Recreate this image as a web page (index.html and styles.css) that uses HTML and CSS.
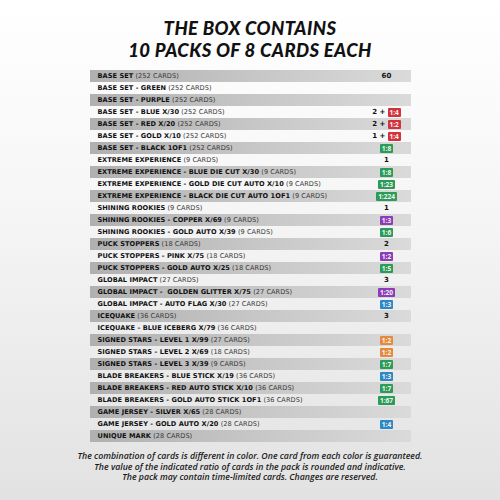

########################################

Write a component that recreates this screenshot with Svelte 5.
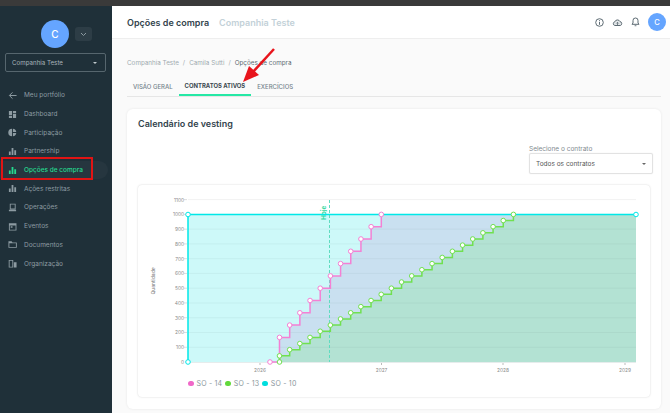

########################################

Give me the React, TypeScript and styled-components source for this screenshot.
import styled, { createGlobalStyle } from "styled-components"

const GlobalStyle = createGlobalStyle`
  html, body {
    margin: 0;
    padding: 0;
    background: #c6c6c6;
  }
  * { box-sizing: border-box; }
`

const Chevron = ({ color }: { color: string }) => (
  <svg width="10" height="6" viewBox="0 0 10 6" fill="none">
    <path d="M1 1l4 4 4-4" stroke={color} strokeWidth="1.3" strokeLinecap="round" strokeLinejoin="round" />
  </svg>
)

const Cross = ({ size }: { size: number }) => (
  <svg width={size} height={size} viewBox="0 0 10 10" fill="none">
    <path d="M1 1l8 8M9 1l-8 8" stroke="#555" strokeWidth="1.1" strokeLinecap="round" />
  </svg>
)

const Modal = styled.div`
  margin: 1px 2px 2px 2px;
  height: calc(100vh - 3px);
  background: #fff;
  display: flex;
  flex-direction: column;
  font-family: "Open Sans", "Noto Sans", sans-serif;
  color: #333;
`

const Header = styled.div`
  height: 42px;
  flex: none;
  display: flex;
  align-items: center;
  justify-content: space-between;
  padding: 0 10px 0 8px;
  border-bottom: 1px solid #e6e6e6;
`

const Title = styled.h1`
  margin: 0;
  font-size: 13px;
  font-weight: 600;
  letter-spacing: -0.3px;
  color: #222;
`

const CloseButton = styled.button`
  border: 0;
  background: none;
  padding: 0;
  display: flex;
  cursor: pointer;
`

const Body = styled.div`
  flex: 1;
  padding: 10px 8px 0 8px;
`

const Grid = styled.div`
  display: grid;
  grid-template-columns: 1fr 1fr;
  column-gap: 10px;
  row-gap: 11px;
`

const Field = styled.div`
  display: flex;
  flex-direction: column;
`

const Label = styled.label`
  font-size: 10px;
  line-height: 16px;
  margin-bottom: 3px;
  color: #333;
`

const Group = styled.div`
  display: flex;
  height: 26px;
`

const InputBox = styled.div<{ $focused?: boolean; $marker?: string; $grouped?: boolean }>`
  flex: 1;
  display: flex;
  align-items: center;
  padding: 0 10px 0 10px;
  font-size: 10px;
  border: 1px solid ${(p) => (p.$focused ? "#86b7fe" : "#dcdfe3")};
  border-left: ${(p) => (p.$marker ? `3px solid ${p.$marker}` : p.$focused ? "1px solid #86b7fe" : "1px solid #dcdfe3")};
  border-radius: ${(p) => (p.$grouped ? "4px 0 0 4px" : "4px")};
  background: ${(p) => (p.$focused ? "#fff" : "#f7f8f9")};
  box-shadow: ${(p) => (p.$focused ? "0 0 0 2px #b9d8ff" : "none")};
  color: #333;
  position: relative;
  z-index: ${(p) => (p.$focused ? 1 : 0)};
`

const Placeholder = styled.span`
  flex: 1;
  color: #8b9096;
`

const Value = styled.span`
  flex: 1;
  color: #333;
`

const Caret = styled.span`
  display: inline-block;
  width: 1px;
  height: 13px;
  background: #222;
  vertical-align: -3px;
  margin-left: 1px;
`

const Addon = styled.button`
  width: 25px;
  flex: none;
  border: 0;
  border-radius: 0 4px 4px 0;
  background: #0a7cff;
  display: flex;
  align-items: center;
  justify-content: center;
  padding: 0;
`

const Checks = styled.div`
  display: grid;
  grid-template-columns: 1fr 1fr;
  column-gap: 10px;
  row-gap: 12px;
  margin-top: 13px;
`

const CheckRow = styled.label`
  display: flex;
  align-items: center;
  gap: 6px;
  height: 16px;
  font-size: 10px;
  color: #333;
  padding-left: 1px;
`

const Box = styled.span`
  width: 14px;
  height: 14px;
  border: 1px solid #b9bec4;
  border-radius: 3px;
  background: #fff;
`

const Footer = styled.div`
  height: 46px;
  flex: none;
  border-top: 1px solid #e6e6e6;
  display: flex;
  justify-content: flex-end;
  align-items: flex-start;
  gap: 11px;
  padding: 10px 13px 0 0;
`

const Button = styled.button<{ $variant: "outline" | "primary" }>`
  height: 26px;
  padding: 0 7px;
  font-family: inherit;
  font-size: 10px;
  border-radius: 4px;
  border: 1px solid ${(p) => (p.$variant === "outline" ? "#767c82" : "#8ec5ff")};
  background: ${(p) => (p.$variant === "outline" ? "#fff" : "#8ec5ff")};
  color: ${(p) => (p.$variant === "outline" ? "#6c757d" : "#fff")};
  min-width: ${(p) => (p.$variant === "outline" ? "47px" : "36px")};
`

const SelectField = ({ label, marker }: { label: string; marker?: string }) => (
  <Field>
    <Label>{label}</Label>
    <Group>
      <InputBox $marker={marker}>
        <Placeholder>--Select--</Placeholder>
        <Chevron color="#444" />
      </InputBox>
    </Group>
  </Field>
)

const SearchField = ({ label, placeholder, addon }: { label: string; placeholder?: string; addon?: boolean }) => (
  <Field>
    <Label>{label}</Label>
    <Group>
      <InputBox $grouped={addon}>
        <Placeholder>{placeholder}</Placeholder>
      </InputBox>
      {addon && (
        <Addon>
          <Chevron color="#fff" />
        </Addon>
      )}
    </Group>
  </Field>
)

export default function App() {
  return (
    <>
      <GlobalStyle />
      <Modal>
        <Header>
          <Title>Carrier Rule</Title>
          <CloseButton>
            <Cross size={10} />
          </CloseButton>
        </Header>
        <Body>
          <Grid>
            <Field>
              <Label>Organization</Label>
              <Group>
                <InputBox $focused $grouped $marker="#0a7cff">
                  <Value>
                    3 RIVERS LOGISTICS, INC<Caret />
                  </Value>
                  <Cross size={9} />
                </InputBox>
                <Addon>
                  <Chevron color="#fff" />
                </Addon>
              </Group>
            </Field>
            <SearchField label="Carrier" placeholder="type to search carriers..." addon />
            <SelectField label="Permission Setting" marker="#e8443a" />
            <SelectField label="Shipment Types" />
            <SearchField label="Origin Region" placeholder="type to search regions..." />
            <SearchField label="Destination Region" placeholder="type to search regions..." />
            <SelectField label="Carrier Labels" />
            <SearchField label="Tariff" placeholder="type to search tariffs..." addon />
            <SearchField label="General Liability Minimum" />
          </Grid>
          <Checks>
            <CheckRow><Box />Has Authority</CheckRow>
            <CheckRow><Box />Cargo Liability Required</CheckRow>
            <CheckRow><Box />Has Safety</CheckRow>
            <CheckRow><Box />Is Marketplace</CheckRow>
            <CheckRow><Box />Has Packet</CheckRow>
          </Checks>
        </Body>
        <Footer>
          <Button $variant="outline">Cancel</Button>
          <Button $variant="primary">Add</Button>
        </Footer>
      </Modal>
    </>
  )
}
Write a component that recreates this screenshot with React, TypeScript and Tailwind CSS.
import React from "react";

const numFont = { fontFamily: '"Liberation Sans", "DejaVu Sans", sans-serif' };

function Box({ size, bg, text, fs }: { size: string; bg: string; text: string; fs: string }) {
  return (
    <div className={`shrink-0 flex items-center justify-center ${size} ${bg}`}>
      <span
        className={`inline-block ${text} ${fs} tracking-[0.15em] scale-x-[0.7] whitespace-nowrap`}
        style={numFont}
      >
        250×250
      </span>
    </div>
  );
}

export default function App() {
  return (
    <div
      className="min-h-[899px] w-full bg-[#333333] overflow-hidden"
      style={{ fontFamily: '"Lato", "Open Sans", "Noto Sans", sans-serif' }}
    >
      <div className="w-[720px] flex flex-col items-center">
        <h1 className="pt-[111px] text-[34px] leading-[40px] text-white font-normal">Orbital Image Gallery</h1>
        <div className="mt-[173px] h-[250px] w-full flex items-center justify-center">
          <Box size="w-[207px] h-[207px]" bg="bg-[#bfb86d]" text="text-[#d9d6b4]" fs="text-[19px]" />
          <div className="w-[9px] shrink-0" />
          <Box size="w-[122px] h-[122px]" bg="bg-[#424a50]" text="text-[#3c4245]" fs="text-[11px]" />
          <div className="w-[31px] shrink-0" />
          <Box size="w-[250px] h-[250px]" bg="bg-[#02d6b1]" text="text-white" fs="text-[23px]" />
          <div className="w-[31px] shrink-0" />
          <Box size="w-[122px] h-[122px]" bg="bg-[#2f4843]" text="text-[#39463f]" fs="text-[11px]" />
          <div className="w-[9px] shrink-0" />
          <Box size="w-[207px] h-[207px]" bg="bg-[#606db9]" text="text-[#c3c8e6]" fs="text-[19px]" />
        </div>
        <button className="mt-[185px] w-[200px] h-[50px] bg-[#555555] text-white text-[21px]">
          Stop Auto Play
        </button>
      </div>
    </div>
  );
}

########################################

Count how many lines in the data contain the word "index", giving the number without comment.

Answer for the task
2